Rule of thumb: countries selling their government debts to aliens tend to go bankrupt because it is easy to do. The US will be no exception to this rule. When Germany did this, England and France followed suit instantly in 1931. Then we went down the tubes into the Great Depression. The depression was barely biting in 1930. But after 1931, we slid down the slippery slope so that by 1933, our banking system collapsed. The US plans to go bankrupt. I feel it in my bones. The talk today by all our political leaders and our emperor is all about dropping interest rates, attacking Iran and handing out huge sums of government goodies we can't afford unless we sell China these debts.
So far from fixing things, we intend to make it worse even as the flood of red ink we are causing is roaring over the top of the dam.
Are the bulls in hibernation?
I'll begin the new year with this comment: There are no bullish interpretations for the stock market's action thus far. This tells us that 2008 will be the year when reality finally overtakes the Goldilocks crowd.
Of course, we should expect the bulls to regale us with stories about a proverbial second-half rebound -- the possibility of which is approximately zero, in my opinion. We should also expect believers in that hypothesis to spark a rally from time to time, based on hopes of surprise interest-rate cuts and on actual cuts.
But their efforts will become progressively less effective.
The mainstream media is finally noticing what is going on. This is when the panic sets in. All the people living on the floodplain are now running for safety. Only the government is driving around in trucks with speakers yelling, 'Don't panic! We will give everyone MORE red ink. This will prevent the dam from breaking!'



As the days go by, the banks and financiers in Japan cough up the truth like a cat getting rid of a fur ball. Grrracccck.
Gee, thanks Elaine. That's now lodged permanently in my brain.
Posted by: Pluto | January 16, 2008 at 02:27 PM
My cat Fluff is a true inspiration. He has his own bed right next to this keyboard. Is sitting there right now.
Posted by: Elaine Supkis | January 16, 2008 at 03:12 PM
What a beautiful and brilliant explanation of these complex events. Thanks.
Posted by: Yusef | January 16, 2008 at 03:17 PM
The dollar was down 6% against both the yen and yuan at year end 2007 vs. year end 2006.
The two currencies are being moved in tandem, a trend which has continued into 2008.
Posted by: jbvo | January 16, 2008 at 07:17 PM
True. I believe this is happening because the Chinese decided on 17/7/7 to do this. They even talked about doing this. Last July, the Japanese openly said, they wanted the yen to be 130 to the dollar by October.
This is because the two G7 meetings last year, both times attacked ONLY China for their currency value and NOT Japan. So China demanded they be more fair and they refused. Since then, the flow of money in the world has been greatly altered. By China as we can now see very obviously. The Japanese today are howling with agony over the rising yen as I show in their headlines from the Nikkei ever two or three days.

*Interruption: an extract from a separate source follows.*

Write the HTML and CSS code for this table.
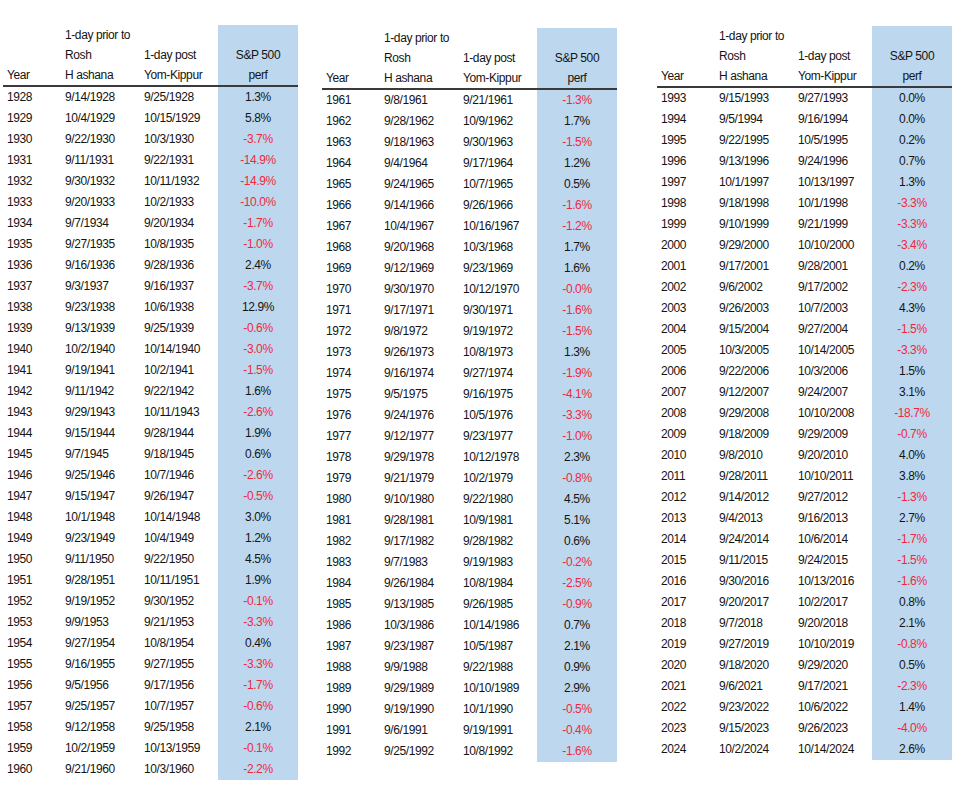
FILE: index.html
```html
<!DOCTYPE html>
<html lang="en">
<head>
<meta charset="utf-8">
<title>S&amp;P 500 between Rosh Hashana and Yom Kippur</title>
<link rel="stylesheet" href="styles.css">
</head>
<body>
<main class="page">

<table class="panel panel-1">
  <colgroup><col class="c-year"><col class="c-prior"><col class="c-post"><col class="c-perf"></colgroup>
  <thead>
    <tr>
      <th>Year</th>
      <th>1-day prior to<br>Rosh<br>H ashana</th>
      <th>1-day post<br>Yom-Kippur</th>
      <th class="perf">S&amp;P 500<br>perf</th>
    </tr>
  </thead>
  <tbody>
    <tr><td>1928</td><td>9/14/1928</td><td>9/25/1928</td><td class="perf">1.3%</td></tr>
    <tr><td>1929</td><td>10/4/1929</td><td>10/15/1929</td><td class="perf">5.8%</td></tr>
    <tr><td>1930</td><td>9/22/1930</td><td>10/3/1930</td><td class="perf neg">-3.7%</td></tr>
    <tr><td>1931</td><td>9/11/1931</td><td>9/22/1931</td><td class="perf neg">-14.9%</td></tr>
    <tr><td>1932</td><td>9/30/1932</td><td>10/11/1932</td><td class="perf neg">-14.9%</td></tr>
    <tr><td>1933</td><td>9/20/1933</td><td>10/2/1933</td><td class="perf neg">-10.0%</td></tr>
    <tr><td>1934</td><td>9/7/1934</td><td>9/20/1934</td><td class="perf neg">-1.7%</td></tr>
    <tr><td>1935</td><td>9/27/1935</td><td>10/8/1935</td><td class="perf neg">-1.0%</td></tr>
    <tr><td>1936</td><td>9/16/1936</td><td>9/28/1936</td><td class="perf">2.4%</td></tr>
    <tr><td>1937</td><td>9/3/1937</td><td>9/16/1937</td><td class="perf neg">-3.7%</td></tr>
    <tr><td>1938</td><td>9/23/1938</td><td>10/6/1938</td><td class="perf">12.9%</td></tr>
    <tr><td>1939</td><td>9/13/1939</td><td>9/25/1939</td><td class="perf neg">-0.6%</td></tr>
    <tr><td>1940</td><td>10/2/1940</td><td>10/14/1940</td><td class="perf neg">-3.0%</td></tr>
    <tr><td>1941</td><td>9/19/1941</td><td>10/2/1941</td><td class="perf neg">-1.5%</td></tr>
    <tr><td>1942</td><td>9/11/1942</td><td>9/22/1942</td><td class="perf">1.6%</td></tr>
    <tr><td>1943</td><td>9/29/1943</td><td>10/11/1943</td><td class="perf neg">-2.6%</td></tr>
    <tr><td>1944</td><td>9/15/1944</td><td>9/28/1944</td><td class="perf">1.9%</td></tr>
    <tr><td>1945</td><td>9/7/1945</td><td>9/18/1945</td><td class="perf">0.6%</td></tr>
    <tr><td>1946</td><td>9/25/1946</td><td>10/7/1946</td><td class="perf neg">-2.6%</td></tr>
    <tr><td>1947</td><td>9/15/1947</td><td>9/26/1947</td><td class="perf neg">-0.5%</td></tr>
    <tr><td>1948</td><td>10/1/1948</td><td>10/14/1948</td><td class="perf">3.0%</td></tr>
    <tr><td>1949</td><td>9/23/1949</td><td>10/4/1949</td><td class="perf">1.2%</td></tr>
    <tr><td>1950</td><td>9/11/1950</td><td>9/22/1950</td><td class="perf">4.5%</td></tr>
    <tr><td>1951</td><td>9/28/1951</td><td>10/11/1951</td><td class="perf">1.9%</td></tr>
    <tr><td>1952</td><td>9/19/1952</td><td>9/30/1952</td><td class="perf neg">-0.1%</td></tr>
    <tr><td>1953</td><td>9/9/1953</td><td>9/21/1953</td><td class="perf neg">-3.3%</td></tr>
    <tr><td>1954</td><td>9/27/1954</td><td>10/8/1954</td><td class="perf">0.4%</td></tr>
    <tr><td>1955</td><td>9/16/1955</td><td>9/27/1955</td><td class="perf neg">-3.3%</td></tr>
    <tr><td>1956</td><td>9/5/1956</td><td>9/17/1956</td><td class="perf neg">-1.7%</td></tr>
    <tr><td>1957</td><td>9/25/1957</td><td>10/7/1957</td><td class="perf neg">-0.6%</td></tr>
    <tr><td>1958</td><td>9/12/1958</td><td>9/25/1958</td><td class="perf">2.1%</td></tr>
    <tr><td>1959</td><td>10/2/1959</td><td>10/13/1959</td><td class="perf neg">-0.1%</td></tr>
    <tr><td>1960</td><td>9/21/1960</td><td>10/3/1960</td><td class="perf neg">-2.2%</td></tr>
  </tbody>
</table>

<table class="panel panel-2">
  <colgroup><col class="c-year"><col class="c-prior"><col class="c-post"><col class="c-perf"></colgroup>
  <thead>
    <tr>
      <th>Year</th>
      <th>1-day prior to<br>Rosh<br>H ashana</th>
      <th>1-day post<br>Yom-Kippur</th>
      <th class="perf">S&amp;P 500<br>perf</th>
    </tr>
  </thead>
  <tbody>
    <tr><td>1961</td><td>9/8/1961</td><td>9/21/1961</td><td class="perf neg">-1.3%</td></tr>
    <tr><td>1962</td><td>9/28/1962</td><td>10/9/1962</td><td class="perf">1.7%</td></tr>
    <tr><td>1963</td><td>9/18/1963</td><td>9/30/1963</td><td class="perf neg">-1.5%</td></tr>
    <tr><td>1964</td><td>9/4/1964</td><td>9/17/1964</td><td class="perf">1.2%</td></tr>
    <tr><td>1965</td><td>9/24/1965</td><td>10/7/1965</td><td class="perf">0.5%</td></tr>
    <tr><td>1966</td><td>9/14/1966</td><td>9/26/1966</td><td class="perf neg">-1.6%</td></tr>
    <tr><td>1967</td><td>10/4/1967</td><td>10/16/1967</td><td class="perf neg">-1.2%</td></tr>
    <tr><td>1968</td><td>9/20/1968</td><td>10/3/1968</td><td class="perf">1.7%</td></tr>
    <tr><td>1969</td><td>9/12/1969</td><td>9/23/1969</td><td class="perf">1.6%</td></tr>
    <tr><td>1970</td><td>9/30/1970</td><td>10/12/1970</td><td class="perf neg">-0.0%</td></tr>
    <tr><td>1971</td><td>9/17/1971</td><td>9/30/1971</td><td class="perf neg">-1.6%</td></tr>
    <tr><td>1972</td><td>9/8/1972</td><td>9/19/1972</td><td class="perf neg">-1.5%</td></tr>
    <tr><td>1973</td><td>9/26/1973</td><td>10/8/1973</td><td class="perf">1.3%</td></tr>
    <tr><td>1974</td><td>9/16/1974</td><td>9/27/1974</td><td class="perf neg">-1.9%</td></tr>
    <tr><td>1975</td><td>9/5/1975</td><td>9/16/1975</td><td class="perf neg">-4.1%</td></tr>
    <tr><td>1976</td><td>9/24/1976</td><td>10/5/1976</td><td class="perf neg">-3.3%</td></tr>
    <tr><td>1977</td><td>9/12/1977</td><td>9/23/1977</td><td class="perf neg">-1.0%</td></tr>
    <tr><td>1978</td><td>9/29/1978</td><td>10/12/1978</td><td class="perf">2.3%</td></tr>
    <tr><td>1979</td><td>9/21/1979</td><td>10/2/1979</td><td class="perf neg">-0.8%</td></tr>
    <tr><td>1980</td><td>9/10/1980</td><td>9/22/1980</td><td class="perf">4.5%</td></tr>
    <tr><td>1981</td><td>9/28/1981</td><td>10/9/1981</td><td class="perf">5.1%</td></tr>
    <tr><td>1982</td><td>9/17/1982</td><td>9/28/1982</td><td class="perf">0.6%</td></tr>
    <tr><td>1983</td><td>9/7/1983</td><td>9/19/1983</td><td class="perf neg">-0.2%</td></tr>
    <tr><td>1984</td><td>9/26/1984</td><td>10/8/1984</td><td class="perf neg">-2.5%</td></tr>
    <tr><td>1985</td><td>9/13/1985</td><td>9/26/1985</td><td class="perf neg">-0.9%</td></tr>
    <tr><td>1986</td><td>10/3/1986</td><td>10/14/1986</td><td class="perf">0.7%</td></tr>
    <tr><td>1987</td><td>9/23/1987</td><td>10/5/1987</td><td class="perf">2.1%</td></tr>
    <tr><td>1988</td><td>9/9/1988</td><td>9/22/1988</td><td class="perf">0.9%</td></tr>
    <tr><td>1989</td><td>9/29/1989</td><td>10/10/1989</td><td class="perf">2.9%</td></tr>
    <tr><td>1990</td><td>9/19/1990</td><td>10/1/1990</td><td class="perf neg">-0.5%</td></tr>
    <tr><td>1991</td><td>9/6/1991</td><td>9/19/1991</td><td class="perf neg">-0.4%</td></tr>
    <tr><td>1992</td><td>9/25/1992</td><td>10/8/1992</td><td class="perf neg">-1.6%</td></tr>
  </tbody>
</table>

<table class="panel panel-3">
  <colgroup><col class="c-year"><col class="c-prior"><col class="c-post"><col class="c-perf"></colgroup>
  <thead>
    <tr>
      <th>Year</th>
      <th>1-day prior to<br>Rosh<br>H ashana</th>
      <th>1-day post<br>Yom-Kippur</th>
      <th class="perf">S&amp;P 500<br>perf</th>
    </tr>
  </thead>
  <tbody>
    <tr><td>1993</td><td>9/15/1993</td><td>9/27/1993</td><td class="perf">0.0%</td></tr>
    <tr><td>1994</td><td>9/5/1994</td><td>9/16/1994</td><td class="perf">0.0%</td></tr>
    <tr><td>1995</td><td>9/22/1995</td><td>10/5/1995</td><td class="perf">0.2%</td></tr>
    <tr><td>1996</td><td>9/13/1996</td><td>9/24/1996</td><td class="perf">0.7%</td></tr>
    <tr><td>1997</td><td>10/1/1997</td><td>10/13/1997</td><td class="perf">1.3%</td></tr>
    <tr><td>1998</td><td>9/18/1998</td><td>10/1/1998</td><td class="perf neg">-3.3%</td></tr>
    <tr><td>1999</td><td>9/10/1999</td><td>9/21/1999</td><td class="perf neg">-3.3%</td></tr>
    <tr><td>2000</td><td>9/29/2000</td><td>10/10/2000</td><td class="perf neg">-3.4%</td></tr>
    <tr><td>2001</td><td>9/17/2001</td><td>9/28/2001</td><td class="perf">0.2%</td></tr>
    <tr><td>2002</td><td>9/6/2002</td><td>9/17/2002</td><td class="perf neg">-2.3%</td></tr>
    <tr><td>2003</td><td>9/26/2003</td><td>10/7/2003</td><td class="perf">4.3%</td></tr>
    <tr><td>2004</td><td>9/15/2004</td><td>9/27/2004</td><td class="perf neg">-1.5%</td></tr>
    <tr><td>2005</td><td>10/3/2005</td><td>10/14/2005</td><td class="perf neg">-3.3%</td></tr>
    <tr><td>2006</td><td>9/22/2006</td><td>10/3/2006</td><td class="perf">1.5%</td></tr>
    <tr><td>2007</td><td>9/12/2007</td><td>9/24/2007</td><td class="perf">3.1%</td></tr>
    <tr><td>2008</td><td>9/29/2008</td><td>10/10/2008</td><td class="perf neg">-18.7%</td></tr>
    <tr><td>2009</td><td>9/18/2009</td><td>9/29/2009</td><td class="perf neg">-0.7%</td></tr>
    <tr><td>2010</td><td>9/8/2010</td><td>9/20/2010</td><td class="perf">4.0%</td></tr>
    <tr><td>2011</td><td>9/28/2011</td><td>10/10/2011</td><td class="perf">3.8%</td></tr>
    <tr><td>2012</td><td>9/14/2012</td><td>9/27/2012</td><td class="perf neg">-1.3%</td></tr>
    <tr><td>2013</td><td>9/4/2013</td><td>9/16/2013</td><td class="perf">2.7%</td></tr>
    <tr><td>2014</td><td>9/24/2014</td><td>10/6/2014</td><td class="perf neg">-1.7%</td></tr>
    <tr><td>2015</td><td>9/11/2015</td><td>9/24/2015</td><td class="perf neg">-1.5%</td></tr>
    <tr><td>2016</td><td>9/30/2016</td><td>10/13/2016</td><td class="perf neg">-1.6%</td></tr>
    <tr><td>2017</td><td>9/20/2017</td><td>10/2/2017</td><td class="perf">0.8%</td></tr>
    <tr><td>2018</td><td>9/7/2018</td><td>9/20/2018</td><td class="perf">2.1%</td></tr>
    <tr><td>2019</td><td>9/27/2019</td><td>10/10/2019</td><td class="perf neg">-0.8%</td></tr>
    <tr><td>2020</td><td>9/18/2020</td><td>9/29/2020</td><td class="perf">0.5%</td></tr>
    <tr><td>2021</td><td>9/6/2021</td><td>9/17/2021</td><td class="perf neg">-2.3%</td></tr>
    <tr><td>2022</td><td>9/23/2022</td><td>10/6/2022</td><td class="perf">1.4%</td></tr>
    <tr><td>2023</td><td>9/15/2023</td><td>9/26/2023</td><td class="perf neg">-4.0%</td></tr>
    <tr><td>2024</td><td>10/2/2024</td><td>10/14/2024</td><td class="perf">2.6%</td></tr>
  </tbody>
</table>

</main>
</body>
</html>
```

FILE: styles.css
```css
html, body {
  margin: 0;
  padding: 0;
  background: #ffffff;
}

body {
  font-family: "Liberation Sans", Arial, sans-serif;
  font-size: 12px;
  letter-spacing: -0.4px;
  color: #141414;
}

.page {
  display: flex;
  align-items: flex-start;
  width: 958px;
  height: 795px;
  overflow: hidden;
}

.panel {
  border-collapse: collapse;
  border-spacing: 0;
  table-layout: fixed;
  width: 295px;
}

.panel-1 { margin: 25px 0 0 3px; }
.panel-2 { margin: 28px 0 0 24px; }
.panel-3 { margin: 26px 0 0 40px; }

.c-year  { width: 58px; }
.c-prior { width: 79px; }
.c-post  { width: 78px; }
.c-perf  { width: 80px; }

.panel th,
.panel td {
  padding: 0 0 0 4px;
  text-align: left;
  white-space: nowrap;
  font-weight: normal;
}

.panel th {
  height: 60px;
  line-height: 20px;
  vertical-align: bottom;
  border-bottom: 2px solid #3a3a3a;
  padding-bottom: 0;
}

.panel td {
  height: 21px;
  line-height: 21px;
  vertical-align: middle;
}

.panel .perf {
  background: #bdd7ee;
  text-align: center;
  padding: 0;
}

.panel .neg {
  color: #f0283c;
}
```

Posted by: Elaine Supkis | January 16, 2008 at 09:27 PM
Our current social and political leadership are absolute proof positive that Darwin's Theory of Devolution is correct.
Posted by: NorkaWest | January 16, 2008 at 11:06 PM
Or rather, to be popular, one has to do dangerous and utterly irresponsible things. But then, this is the logic of consumerism which is quite different from capitalism.
Posted by: Elaine Supkis | January 17, 2008 at 12:34 AM
Hi Elaine,
This has a slightly darker view to Volcker' era:
http://www.financialsense.com/editorials/engdahl/2008/0116.html
THE FINANCIAL TSUNAMI PART II:
The Financial Foundations of the American Century
by F. William Engdahl
Well, at least one of them are beginning to see the light:
http://www.321gold.com/editorials/willie/willie011608.html
Threat of Sovereign Wealth Funds by Jim Willie CB
Posted by: OC | January 17, 2008 at 04:46 AM
Really great site with alot of good information!! Keep up the good work!!!!
Posted by: Assissotom | January 17, 2008 at 06:26 AM
The Dragon is running for high ground!! Probably going to kill the stock market to save his precious neck!!
Check out this article:
http://www.financialsense.com/editorials/guild/2008/0115.html
INFLATION IS BECOMING A WORLDWIDE PHENOMENON
And it is getting worse as the U.S. and
European economies slip into recession
by Monty Guild
He is paying 5% more than other stock exchanges for gold! That is what US did for silver!!
Looks like it's back to gold backed certificates if the Dragon has the final say!!
Posted by: OC | January 17, 2008 at 08:26 AM
Most conventional economists believe that the coming economic collapse will cause commodity prices to collapse. This means we don't have to worry about inflation. So get those helicopters airborne and commence the dropping of money!
I think this is a very bad misreading of the commodity market. We are in the early stages of a global fertilizer shortage. Global climate change is slashing yields. Oil production already lags demand and is going to decrease from here on. Here is a quote from Bush from Saudi Arabia, when asked about getting the Saudis to pump more oil: "If they don't have a lot of additional oil to put on the market, it is hard to ask somebody to do something they may not be able to do." Everyone expects the Saudis to rush to the rescue, but the Saudis are tapped out. We are one natural disaster or one political crisis away from a 70's style oil crisis.
There are other factors keeping pressure on prices as well (e.g. hoarding of strategic metals by China). Just as in the 70's, the current batch of economists don't realize they're operating under different conditions. We're at a very dangerous point, and TPTB are doing the wrong things.
Posted by: shargash | January 17, 2008 at 10:12 AM
I am hoarding stuff. The Chinese are hoarding stuff. In inflationary times, people hoard necessities. The Fed announcing they will pour more useless money into consumerism equals inflation.
Tax cuts slits the throat of the USA goose.